The nanopowder is placed in an insulation box composed of low insulation boards to allow the microwaves to pass through it. The box increases temperature to aid absorption. Inside the boxes are suspectors that absorb microwaves at room temperature to initialize the sintering process. The microwave heats the suspectors to about 600 °C, sufficient to trigger the nanoceramics to absorb the microwaves.

==History==
In the early 1980s, the first nanoparticles, specifically nanoceramics were formed, using sol-gel. This process was replaced by sintering in the early 2000s and then by microwave sintering. None of these techniques proved suitable for large scale production.
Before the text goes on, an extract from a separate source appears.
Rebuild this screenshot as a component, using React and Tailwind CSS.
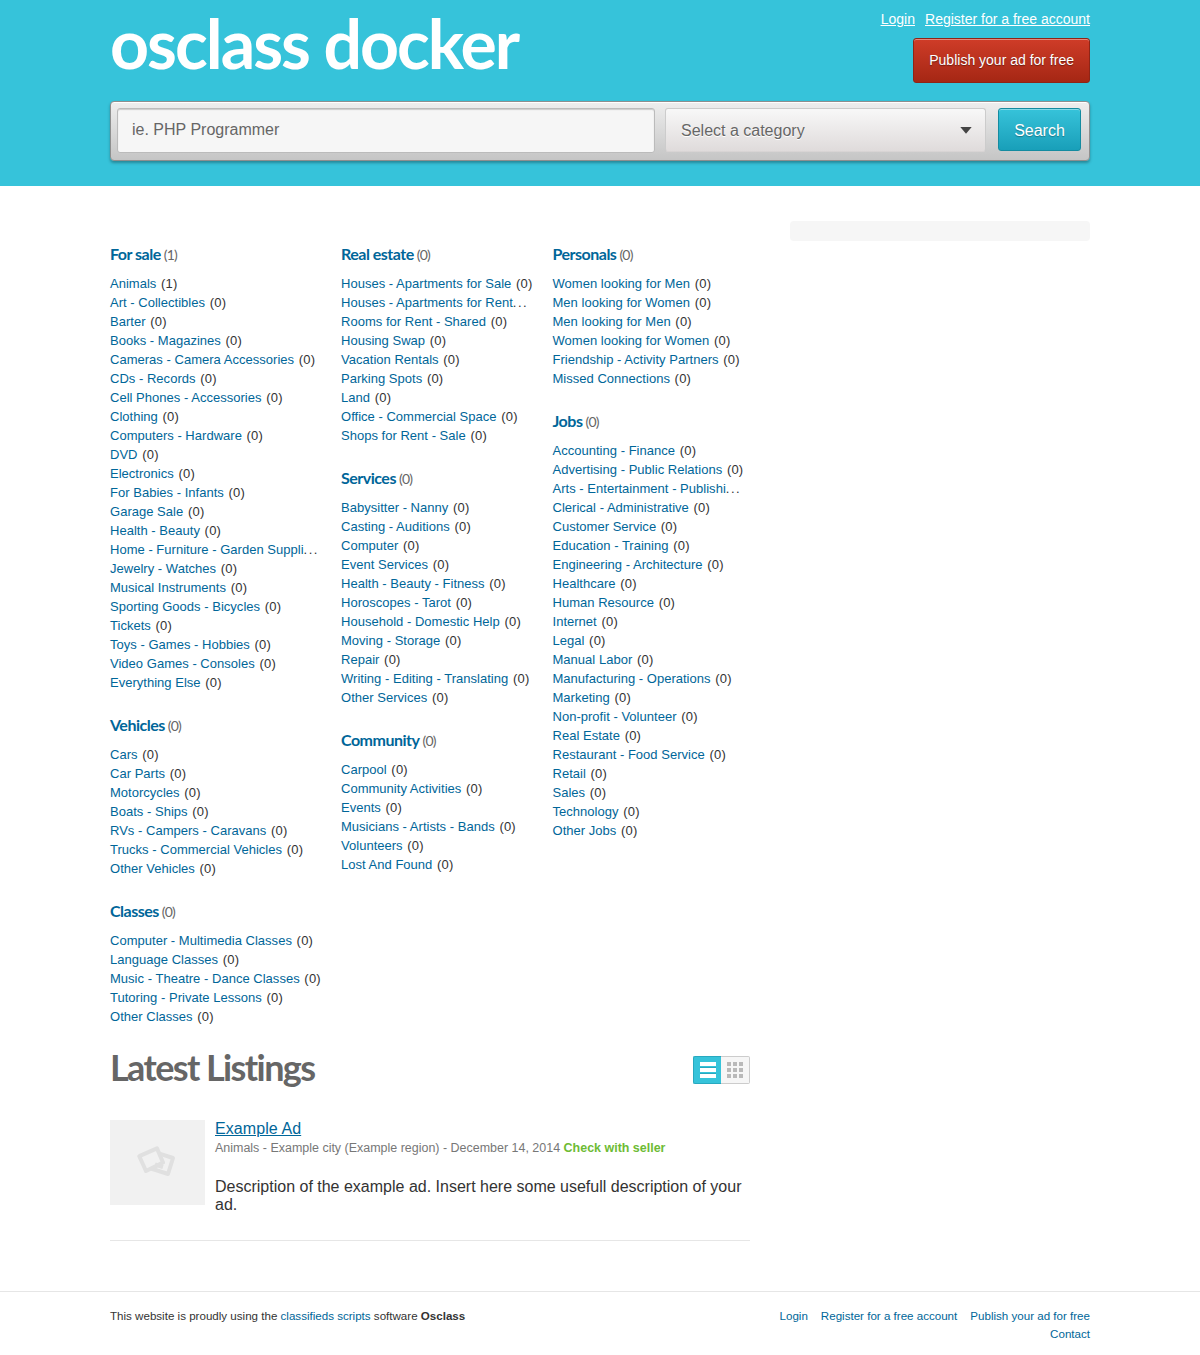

In 2002, researchers tried to reverse engineer the microstructure of seashells to strengthen ceramics. They discovered that seashells' durability come from their "microarchitecture". Research began to focus on how ceramics could employ such an architecture.

In 2012 researchers replicated the sea sponge's structure using ceramics and the nanoarchitecture called nanotruss. As of 2015 the largest result is a 1mm cube. The lattice structure compresses up to 85% of its original thickness and can recover to its original form. These lattices are stabilized into triangles with cross-members for structural integrity and flexibility.

== Applications ==
Medical technology used Ceramic nanoparticle for bone repair. It has been suggested for areas including energy supply and storage, communication, transportation systems, construction and medical technology. Their electrical properties may allow energy to be transferred efficiencies approaching 100%. Nanotrusses may be eventually applicable for building materials, replacing concrete or steel.